Keith relaxed, the burning in his lungs gone. Once he realized he could breathe again, he was able to allow his body to do what it wanted to. He stared at his hands as delicate lavender webbing stretched between his fingers, sharp claws replacing his dull nails. At first, the feeling in his lower half was one of constriction, but it felt so good he couldn’t have stopped it if he wanted to. When he dared look, his human legs were gone, replaced by an elegant coral red and amethyst tail. He looked at his hands again, realizing Lance was still holding the conch, aqua webbing and sharp claws on his hands as well. Lance’s long legs were gone, aquamarine and sapphire scales covering his tail.
The words on the conch made sense finally, bonding vows speaking of lasting love and devotion until Mother Ocean called their souls home. The pieces of memory came together, Keith remembering the ceremony binding him to Lance. He remembered the altered migration of sea creatures unknown to humans, remembered the monster – a kraken, his human memory supplied – remembered the sorceress, a deep mer causing pain and destruction for no reason other than she could. He remembered taking his bonding shell back from her twisted hands, and her cursing him. He remembered trying to get away from her, having lost sight of his mate and family. He remembered making it to shore, small and helpless, legs instead of tail and fins. He remembered wanting nothing more than to go home, and the humans who found him, mistaking his native word for home for his name, calling him Keith. Kira looked up from the shell, his mate’s eyes holding the same love and fondness they had on their bonding day.
“Laneris.”
“Kira. I’ve missed you so much. Let me take you home.”
(Skipped a couple days. Must not listen to inefficient brain chemicals that tell me I did something wrong by doing so.
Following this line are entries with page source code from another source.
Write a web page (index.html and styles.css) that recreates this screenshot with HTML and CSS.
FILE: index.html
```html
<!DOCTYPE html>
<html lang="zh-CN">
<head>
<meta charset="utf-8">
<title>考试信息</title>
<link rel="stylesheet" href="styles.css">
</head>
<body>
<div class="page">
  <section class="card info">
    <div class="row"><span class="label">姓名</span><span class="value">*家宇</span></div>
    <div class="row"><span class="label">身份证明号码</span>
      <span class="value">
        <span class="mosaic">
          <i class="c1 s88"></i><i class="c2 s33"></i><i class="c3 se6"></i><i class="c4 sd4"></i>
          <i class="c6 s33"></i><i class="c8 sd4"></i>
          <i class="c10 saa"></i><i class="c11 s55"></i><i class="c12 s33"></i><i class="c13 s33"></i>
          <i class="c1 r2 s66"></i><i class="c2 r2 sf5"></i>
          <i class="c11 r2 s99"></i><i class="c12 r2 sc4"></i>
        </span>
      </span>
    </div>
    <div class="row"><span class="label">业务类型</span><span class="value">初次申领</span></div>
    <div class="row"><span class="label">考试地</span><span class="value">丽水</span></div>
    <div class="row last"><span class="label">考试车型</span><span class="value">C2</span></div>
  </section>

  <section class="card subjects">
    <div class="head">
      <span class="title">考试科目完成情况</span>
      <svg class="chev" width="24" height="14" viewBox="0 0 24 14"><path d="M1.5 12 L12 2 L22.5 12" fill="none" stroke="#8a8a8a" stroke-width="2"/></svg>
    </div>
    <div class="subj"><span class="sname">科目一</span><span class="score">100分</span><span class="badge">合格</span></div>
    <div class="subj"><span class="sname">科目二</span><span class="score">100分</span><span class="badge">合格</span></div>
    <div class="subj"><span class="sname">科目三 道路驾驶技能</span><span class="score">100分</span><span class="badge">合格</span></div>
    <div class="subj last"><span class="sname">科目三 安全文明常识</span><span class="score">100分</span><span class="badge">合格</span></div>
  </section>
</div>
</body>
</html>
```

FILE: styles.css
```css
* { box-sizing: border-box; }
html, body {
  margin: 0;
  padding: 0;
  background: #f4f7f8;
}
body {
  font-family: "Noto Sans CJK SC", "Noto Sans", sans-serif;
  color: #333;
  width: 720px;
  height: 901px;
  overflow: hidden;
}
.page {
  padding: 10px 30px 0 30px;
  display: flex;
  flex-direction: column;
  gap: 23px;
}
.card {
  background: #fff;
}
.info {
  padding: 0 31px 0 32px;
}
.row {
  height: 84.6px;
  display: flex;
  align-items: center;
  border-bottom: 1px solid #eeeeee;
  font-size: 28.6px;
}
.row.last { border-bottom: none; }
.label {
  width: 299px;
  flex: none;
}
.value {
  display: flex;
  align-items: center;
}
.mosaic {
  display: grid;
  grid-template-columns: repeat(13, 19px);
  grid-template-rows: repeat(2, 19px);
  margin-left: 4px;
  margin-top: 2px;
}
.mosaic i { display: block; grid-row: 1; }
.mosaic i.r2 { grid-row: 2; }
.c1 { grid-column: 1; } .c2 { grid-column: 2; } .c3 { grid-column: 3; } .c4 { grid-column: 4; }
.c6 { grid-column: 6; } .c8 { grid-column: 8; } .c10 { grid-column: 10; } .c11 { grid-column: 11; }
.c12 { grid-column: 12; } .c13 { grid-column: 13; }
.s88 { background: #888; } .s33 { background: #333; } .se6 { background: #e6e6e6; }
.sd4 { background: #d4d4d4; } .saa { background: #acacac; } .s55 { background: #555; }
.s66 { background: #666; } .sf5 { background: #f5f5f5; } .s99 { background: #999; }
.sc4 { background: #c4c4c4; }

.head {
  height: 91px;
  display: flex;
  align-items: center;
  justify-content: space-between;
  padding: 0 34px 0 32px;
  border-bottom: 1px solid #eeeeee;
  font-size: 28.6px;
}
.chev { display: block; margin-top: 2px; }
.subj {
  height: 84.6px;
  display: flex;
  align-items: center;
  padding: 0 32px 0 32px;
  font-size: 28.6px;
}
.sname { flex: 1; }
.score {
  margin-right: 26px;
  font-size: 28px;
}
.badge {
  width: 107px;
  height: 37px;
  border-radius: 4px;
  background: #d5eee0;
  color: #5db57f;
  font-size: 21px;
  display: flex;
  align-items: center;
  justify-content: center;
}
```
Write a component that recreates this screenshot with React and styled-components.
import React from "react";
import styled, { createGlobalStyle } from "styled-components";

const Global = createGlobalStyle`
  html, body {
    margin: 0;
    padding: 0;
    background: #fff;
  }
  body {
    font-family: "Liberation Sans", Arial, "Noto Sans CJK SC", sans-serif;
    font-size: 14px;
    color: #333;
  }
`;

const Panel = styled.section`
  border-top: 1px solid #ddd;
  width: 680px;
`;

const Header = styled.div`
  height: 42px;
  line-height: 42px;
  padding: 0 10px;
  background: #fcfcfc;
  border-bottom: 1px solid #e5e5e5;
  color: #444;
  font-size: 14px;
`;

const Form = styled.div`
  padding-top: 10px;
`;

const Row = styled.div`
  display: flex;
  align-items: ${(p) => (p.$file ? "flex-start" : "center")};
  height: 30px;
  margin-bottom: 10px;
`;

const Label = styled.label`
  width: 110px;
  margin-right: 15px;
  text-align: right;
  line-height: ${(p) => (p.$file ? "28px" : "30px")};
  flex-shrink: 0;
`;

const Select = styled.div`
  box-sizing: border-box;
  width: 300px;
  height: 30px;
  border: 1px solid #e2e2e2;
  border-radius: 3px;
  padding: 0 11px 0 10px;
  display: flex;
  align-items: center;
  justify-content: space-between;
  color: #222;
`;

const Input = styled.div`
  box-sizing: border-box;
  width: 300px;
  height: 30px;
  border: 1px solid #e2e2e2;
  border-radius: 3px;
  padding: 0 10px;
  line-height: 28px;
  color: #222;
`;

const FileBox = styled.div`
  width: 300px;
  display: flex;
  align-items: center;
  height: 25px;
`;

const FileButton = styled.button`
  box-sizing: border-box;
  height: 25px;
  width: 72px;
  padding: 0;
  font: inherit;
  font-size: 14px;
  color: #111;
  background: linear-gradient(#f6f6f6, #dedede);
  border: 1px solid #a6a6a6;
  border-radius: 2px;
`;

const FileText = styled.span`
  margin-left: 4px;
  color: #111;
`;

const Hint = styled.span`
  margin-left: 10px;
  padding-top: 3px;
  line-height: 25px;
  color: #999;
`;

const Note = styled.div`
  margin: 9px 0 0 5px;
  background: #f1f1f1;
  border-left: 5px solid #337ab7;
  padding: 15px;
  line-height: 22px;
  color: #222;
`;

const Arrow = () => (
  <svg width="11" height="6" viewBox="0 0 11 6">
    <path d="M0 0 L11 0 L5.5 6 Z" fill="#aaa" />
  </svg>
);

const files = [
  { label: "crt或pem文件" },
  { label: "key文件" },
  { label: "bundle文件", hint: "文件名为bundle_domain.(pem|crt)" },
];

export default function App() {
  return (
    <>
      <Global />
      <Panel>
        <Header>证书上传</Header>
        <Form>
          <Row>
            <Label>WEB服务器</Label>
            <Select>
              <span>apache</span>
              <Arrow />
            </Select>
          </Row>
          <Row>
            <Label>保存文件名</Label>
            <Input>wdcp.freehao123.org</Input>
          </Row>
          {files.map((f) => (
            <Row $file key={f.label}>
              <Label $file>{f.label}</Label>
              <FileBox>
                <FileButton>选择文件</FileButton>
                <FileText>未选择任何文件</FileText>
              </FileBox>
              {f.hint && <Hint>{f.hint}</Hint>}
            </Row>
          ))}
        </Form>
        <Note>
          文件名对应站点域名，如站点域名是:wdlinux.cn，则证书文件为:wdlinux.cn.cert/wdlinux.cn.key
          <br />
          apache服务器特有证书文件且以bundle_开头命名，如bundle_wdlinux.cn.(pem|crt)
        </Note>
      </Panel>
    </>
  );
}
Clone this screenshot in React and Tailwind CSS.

I am a mess!)
Day 4: Mermaids
Couple things. One, I am an anthropology geek and I go nuts for anything culture! And social interaction! So like. If you’re all for cultural shenanigans and some truly amazing and emotionally-piercing writing, go check out Time and Tide by RangoAteMyBaby. If you haven’t already. I feel like this is one of the more popular ones, but still. Exceptional stuff.
Okay three things because I just remembered another fic I want to rec so here’s How to Train Your Dolphin by Gohstwriter_Red. Good writing, emotional conflict, the Blade of Marmora as army vets in a trailer park, you love to see it.
Maybe eventually I will write the ‘merperson gets put in an aquarium’ fic that I want to see, but ALSO. I’ve been sitting on a ‘Lance gets experimented on’ idea for months. I love weird experiments, I love transformations, I love a good dose of whump/angst.
So the thought IS: Galra get ahold of him (as they do) and Haggar starts doing some fun (not fun for Lance, of course) quintessence experiments. She wants to see how far she can push the natural state of a being, how far she can warp the essence of THEM. Lance gets to watch as he slowly gets turned into a meralien. That’s about as far as I’ve got, but there you go.